I've been working on a J function for a while, that's supposed to scan a list and put consecutive copies of an element into separate, concatenated boxes. My efforts have taken me as far as the function

(<;. 2) ((2&(~:/\)),1:)

which tests successive list entries for inequality, returns a list of boolean values, and cuts the list into boxes that end each time the number 1 appears. Here's an example application:

   (<;. 2) ((2&(~:/\)),1:) 1 2 3 3 3 4 1 1 1
+-+-+-----+-+-----+
|1|1|0 0 1|1|0 0 1|
+-+-+-----+-+-----+

The task would be finished if I could then replace all those booleans with their corresponding values in the input argument. I've been looking for some kind of mystery function that would let me do something like

   final =: mysteryfunction @ (<;. 2) ((2&(~:/\)),1:)

   final 1 2 3 3 3 4 1 1 1    
+-+-+-----+-+-----+
|1|2|3 3 3|4|1 1 1|
+-+-+-----+-+-----+

In an ideal situation, there would be some way to abstractly represent the nesting pattern generated by (<;. 2) ((2&(~:/\)),1:) and apply it to the original input list. (i.e. "This boxed array over here has the first element boxed at depth one, the second element boxed at depth one, the third, fourth, and fifth elements boxed together at depth one,..., so take that unboxed list over there and box it up the same way.") I tried fooling around with ;. , S: , L:, L. and &. to produce that behavior, but I haven't had much luck. Is there some kind of operator or principle I'm missing that could make this happen? It wouldn't surprise me if I were overthinking the whole issue, but I'm running out of ideas.

EDIT:

At the moment, the only working solution I have is this one:

isduplicate =: ((2&(~:/\)),1:)

testfun =: 3 : 0
numduplicates =. #S:0 ((<;.2) isduplicate y)
distinctboxes =. <"0 (isduplicate#]) y
numduplicates # each distinctboxes
)

It's a two-step process of generating the run-length encoding of the list and then undoing the encoding without getting rid of the boxes.
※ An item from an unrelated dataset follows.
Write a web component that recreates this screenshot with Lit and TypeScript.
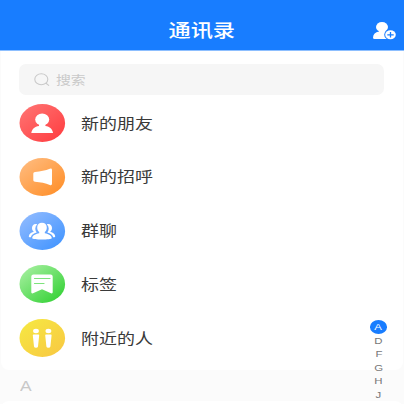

Since I'm originally doing this with the aim of solving the 99 problems in tandem using J and Haskell, it feels like begging the question if I solve problem 9 by first solving problem 12.

A: 

This version of the function I had in mind is better, but still not tacit enough to be perfect. (At least it doesn't beg the question for another problem down the road, at any rate.) Once I figure out how to represent the logic of that while loop as a tacit expression, I'll be all set.

NB. boxmerge takes a boxed argument and razes the first two
NB. elements together into a new box.
boxmerge =: [:}.]1}~[:<[:;2&{.

NB. conseq checks to see whether the first two boxes of a boxed
NB. array contain the same distinct element. (By assumption, each
NB. box contains only one distinct element.) The name is an
NB. abbreviation of the question, "consecutive boxes equal?"
conseq =: [:=/[:~.&.>2&{.

partfun =: ]`(boxmerge)@.conseq ^:_

listpack =: 3 : 0
mylist =. y
listbin =. >a:
while. (mylist -: (>a:)) = 0 do.
 newlist =. partfun mylist
 listbin =. listbin,{. newlist
 mylist =. }. newlist
end.
listbin
)

The idea behind the while loop is to apply partfun to a list, ravel its head onto a different list, behead the original list, and continue doing that until the original list has been completely emptied. I feel like there really should be a way to represent that logic with tacit expressions. (In fact, I think I've even seen it in the online documentation.) I just can't think of the appropriate sequence of ^:'s, $:'s and @.'s I need to put the final nail in the coffin.

estanford
+1  A: 

I think you're overthinking it. Does it need to be completely tacit? Here's something I just threw together:

   s<;.2~  ((2&(~:/\)),1:) s=:1 2 3 3 3 4 1 1 1
┌─┬─┬─────┬─┬─────┐
│1│2│3 3 3│4│1 1 1│
└─┴─┴─────┴─┴─────┘

Obviously it just assigns the input list to s then drops it into the ;. expression. If it needs to be completely tacit, I'm sure you can massage it to ravel the input list to to the boolean list, then use something like {. < ;.2 {: to get the output.

David
+2  A: 

You're almost there. Add a ~ and place the parentheses differently, and that's it:

   (<;.2~ (2&(~:/\) , 1:)) 1 2 3 3 3 4 1 1 1
┌─┬─┬─────┬─┬─────┐
│1│2│3 3 3│4│1 1 1│
└─┴─┴─────┴─┴─────┘

A quick explanation/illustration:

   s =: 1 2 3 3 3 4 1 1 1

   f =: 2&(~:/\) , 1:
   f s
1 1 0 0 1 1 0 0 1

   g =: <;.2

   (f s) g s
┌─┬─┬─────┬─┬─────┐
│1│2│3 3 3│4│1 1 1│
└─┴─┴─────┴─┴─────┘

Now that final (f s) g s, sometimes referred to as a "left hook", can be written (g~ f) s (the adverb ~ is called "passive" in J, the Haskell counterpart would be flip). Alternatively you could also tacitly write this as the fork (f g ]) s.

Chapter 9 of "Learning J" discusses this topic extensively, if you want to find out more.

Update: I previously used a grouping-based (</.~ (+/\&(1,(2&(~:/\))))), but your original cut-based approach is more elegant (and shorter) than this. As this is really about the left hook, I updated to use your approach directly.

earl
So that's how you do that! I spent days poking around with the documentation, trying to make J apply boxes to elements using a Boolean output. Thanks for the help.
estanford
earl